5. Naturally when we read and interpret any book that we are serious about, we want to be able to trust what the text is. In the case of Revelation, the bad grammar sets off a cascade of departures from the original text as the scribes try to fix it. These departures themselves prove the original text they were trying to fix and therefore serve to verify the text as effectively as a unanimous manuscript tradition would.

6. But really, getting back to the original text is not the only thing textual criticism is good for. We don’t have to throw away the variants when we have chosen one reading as original. The full and complete study of any text has to include the variants, too. The variants are our direct connection with the people who over the past two millennia have devoted themselves to the text.
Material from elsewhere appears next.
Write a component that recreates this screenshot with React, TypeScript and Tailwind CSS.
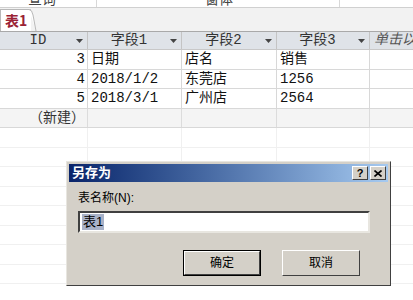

One simple variant can take us back in our imagination to a scriptorium with bright, open windows on the coast of the Mediterranean where a room full of scribes are bending over their copies and some of them hear “washed” while others hear “loosed.” The variants are often our earliest commentary when a scribe found something ambiguous and decided to make it clear. And even where the variants only multiply confusions, they at least signal that here confusion reigns. Textual criticism is a most human scholarly discipline. In the text we are in the presence of the prophet who heard the seven thunders. But when we are down among the variants, we are in the presence of persons like ourselves, laboring away to hear a word from God.